Before Star Wars was available on VHS, or the script was produced by NPR for the radio, an additional scene like this one at Anchorhead -- expanding the SW universe -- was like a gift from Heaven. At that young age (eight, I guess...) I remember wanting more Star Wars, more Star Wars, more Star Wars. And every little detail, like the fact that Han Solo was a "Corellian" - which I gleaned from the Star Wars Storybook - was like a scrap of food for a starving man.
This particular issue of Star Wars ends early in the film, at the point just before the introduction of Ben Kenobi, as Luke is beset by Sand People (Tusken Raiders), so it doesn't even dramatize the whole movie, but that doesn't reduce its importance or uniqueness for me. As a kid, I just read this thing over and over. To me, there's always something special about the beginning of a saga. About seeing how everything starts. I just find it fascinating.
Today, I appreciate the cover art on Star Wars # 1 a little more than I once did, in part because I like the blaring legend on the lower left side:
"Enter: Luke Skywalker!

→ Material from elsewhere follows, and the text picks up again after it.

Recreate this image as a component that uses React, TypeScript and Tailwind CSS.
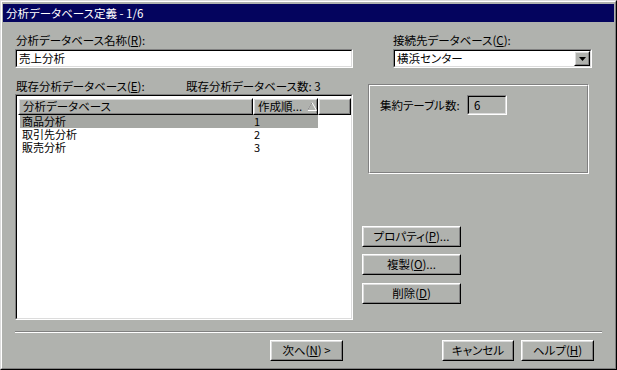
import React from "react";

const font = "[font-family:'Noto_Sans_CJK_JP','Noto_Sans',sans-serif] [font-feature-settings:'palt']";

function Raised({ className = "", children, inner = "" }: { className?: string; children?: React.ReactNode; inner?: string }) {
  return (
    <div className={`border border-t-white border-l-white border-r-black border-b-black ${className}`}>
      <div className={`h-full w-full border border-t-[#dcdcdc] border-l-[#dcdcdc] border-r-[#808080] border-b-[#808080] flex items-center ${inner}`}>
        {children}
      </div>
    </div>
  );
}

function Sunken({ className = "", children, inner = "" }: { className?: string; children?: React.ReactNode; inner?: string }) {
  return (
    <div className={`border border-t-[#808080] border-l-[#808080] border-r-white border-b-white ${className}`}>
      <div className={`h-full w-full border border-t-black border-l-black border-r-[#dcdcdc] border-b-[#dcdcdc] ${inner}`}>
        {children}
      </div>
    </div>
  );
}

function U({ c }: { c: string }) {
  return <span className="underline underline-offset-[1px]">{c}</span>;
}

export default function App() {
  return (
    <div className={`w-[617px] h-[370px] bg-[#b0b2ae] border border-t-[#dcdcdc] border-l-[#dcdcdc] border-r-black border-b-black text-[11.5px] leading-[13px] text-black whitespace-nowrap ${font}`}>
      <div className="h-full w-full border border-t-white border-l-white border-r-[#808080] border-b-[#808080] flex flex-col">
        {/* title bar */}
        <div className="mt-[2px] mx-[1px] h-[18px] bg-[#04045e] text-white flex items-center pl-[3px] text-[11.5px]">
          分析データベース定義 - 1/6
        </div>

        <div className="flex-1 flex flex-col pl-[13px] pr-[13px]">
          {/* row 1 */}
          <div className="flex mt-[12px]">
            <div className="w-[338px] flex flex-col">
              <div className="h-[15px] pl-[1px]">
                分析データベース名称(<U c="R" />):
              </div>
              <Sunken className="h-[19px] bg-white" inner="flex items-center pl-[2px]">
                売上分析
              </Sunken>
            </div>
            <div className="ml-[40px] w-[199px] flex flex-col">
              <div className="h-[15px]">
                接続先データベース(<U c="C" />):
              </div>
              <Sunken className="h-[19px] bg-white" inner="flex items-center pl-[2px]">
                <span className="flex-1">横浜センター</span>
                <Raised className="w-[16px] h-[15px] bg-[#b0b2ae]" inner="justify-center">
                  <svg width="7" height="4" viewBox="0 0 7 4">
                    <polygon points="0,0 7,0 3.5,4" fill="black" />
                  </svg>
                </Raised>
              </Sunken>
            </div>
          </div>

          {/* row 2 */}
          <div className="flex mt-[12px]">
            <div className="w-[338px] flex flex-col">
              <div className="h-[13px] flex pl-[1px]">
                <span className="w-[170px]">
                  既存分析データベース(<U c="E" />):
                </span>
                <span>既存分析データベース数: 3</span>
              </div>
              <Sunken className="h-[226px] bg-white mt-[1px]" inner="flex flex-col">
                <div className="flex h-[19px] pt-[2px]">
                  <Raised className="w-[235px] h-[17px] bg-[#b0b2ae] ml-[1px]" inner="pl-[3px]">
                    分析データベース
                  </Raised>
                  <Raised className="w-[65px] h-[17px] bg-[#b0b2ae]" inner="pl-[3px]">
                    <span>作成順...</span>
                    <svg width="10" height="9" viewBox="0 0 10 9" className="ml-[5px] shrink-0">
                      <polyline points="0.5,8.5 5,0.5 9.5,8.5" fill="none" stroke="#ffffff" strokeWidth="1" />
                      <line x1="0.5" y1="8.5" x2="9.5" y2="8.5" stroke="#ffffff" strokeWidth="1" />
                      <line x1="5" y1="0.5" x2="0.5" y2="8.5" stroke="#808080" strokeWidth="1" />
                    </svg>
                  </Raised>
                  <Raised className="flex-1 h-[17px] bg-[#b0b2ae]" />
                </div>
                <div className="flex flex-col pl-[3px] text-[11px] leading-[13px]">
                  <div className="flex h-[13px] w-[298px] bg-[#a5a7a3] items-center">
                    <span className="w-[234px] pl-[2px]">商品分析</span>
                    <span>1</span>
                  </div>
                  <div className="flex h-[13px] w-[298px] items-center">
                    <span className="w-[234px] pl-[2px]">取引先分析</span>
                    <span>2</span>
                  </div>
                  <div className="flex h-[13px] w-[298px] items-center">
                    <span className="w-[234px] pl-[2px]">販売分析</span>
                    <span>3</span>
                  </div>
                </div>
              </Sunken>
            </div>

            <div className="ml-[9px] flex flex-col">
              {/* group box */}
              <div className="ml-[6px] mt-[4px] w-[221px] h-[90px] border border-t-[#808080] border-l-[#808080] border-r-white border-b-white">
                <div className="h-full w-full border border-t-white border-l-white border-r-[#808080] border-b-[#808080] flex items-start pl-[10px] pt-[9px]">
                  <div className="flex items-center">
                    <span className="mt-[1px] w-[87px]">集約テーブル数:</span>
                    <Sunken className="w-[40px] h-[20px]" inner="flex items-center pl-[5px]">
                      6
                    </Sunken>
                  </div>
                </div>
              </div>
              {/* buttons */}
              <Raised className="mt-[52px] w-[99px] h-[21px]" inner="justify-center">
                プロパティ(<U c="P" />)...
              </Raised>
              <Raised className="mt-[7px] w-[99px] h-[21px]" inner="justify-center">
                複製(<U c="O" />)...
              </Raised>
              <Raised className="mt-[8px] w-[99px] h-[21px]" inner="justify-center">
                削除(<U c="D" />)
              </Raised>
            </div>
          </div>

          {/* separator */}
          <div className="mt-[11px] w-[587px] border-t border-t-[#808080] border-b border-b-white" />

          {/* bottom buttons */}
          <div className="flex mt-[7px]">
            <Raised className="ml-[255px] w-[73px] h-[21px]" inner="justify-center">
              次へ(<U c="N" />) &gt;
            </Raised>
            <Raised className="ml-[99px] w-[72px] h-[21px]" inner="justify-center">
              キャンセル
            </Raised>
            <Raised className="ml-[7px] w-[73px] h-[21px]" inner="justify-center">
              ヘルプ(<U c="H" />)
            </Raised>
          </div>
        </div>
      </div>
    </div>
  );
}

Will he save the galaxy or destroy it?"
I don't know how Marvel formulated this sentence, but in a way, it represents the very core of the Star Wars ethos as we know it today. Anakin Skywalker was once the great hope of the galaxy, before faltering and going down the path of the Dark Side, and at plenty of spots in the original trilogy (particularly in The Empire Strikes Back and Return of the Jedi), we wonder if Luke will indeed repeat the same mistake, and succumb to that outstretched hand of Lord Darth Vader on Bespin.
It's probably just happy coincidence that Marvel narrowed the point of the still-fledgling series down to this valuable bit of copy, but boy does it hold up well today, now that we've seen all six episodes of the space epic.
Even today, I get a shiver from watching the original Star Wars, and in particular that early scene wherein Luke confronts his Uncle Owen. "Luke's just not a farmer, Owen. He's got too much of his father in him," warns kindly Aunt Beru.
"That's what I'm afraid of..." replies Owen testily, his line carrying tons of foreboding.
That exchange -- which resonates throughout all six episodes of Lucas's work -- appears in this issue of Marvel's Star Wars (which cost only 35 cents at the time...) on page 23, and it has lost none of its frisson today.
In fact, it works better than ever, now that we've seen the fall of the Republic and the "birth" of Darth Vader.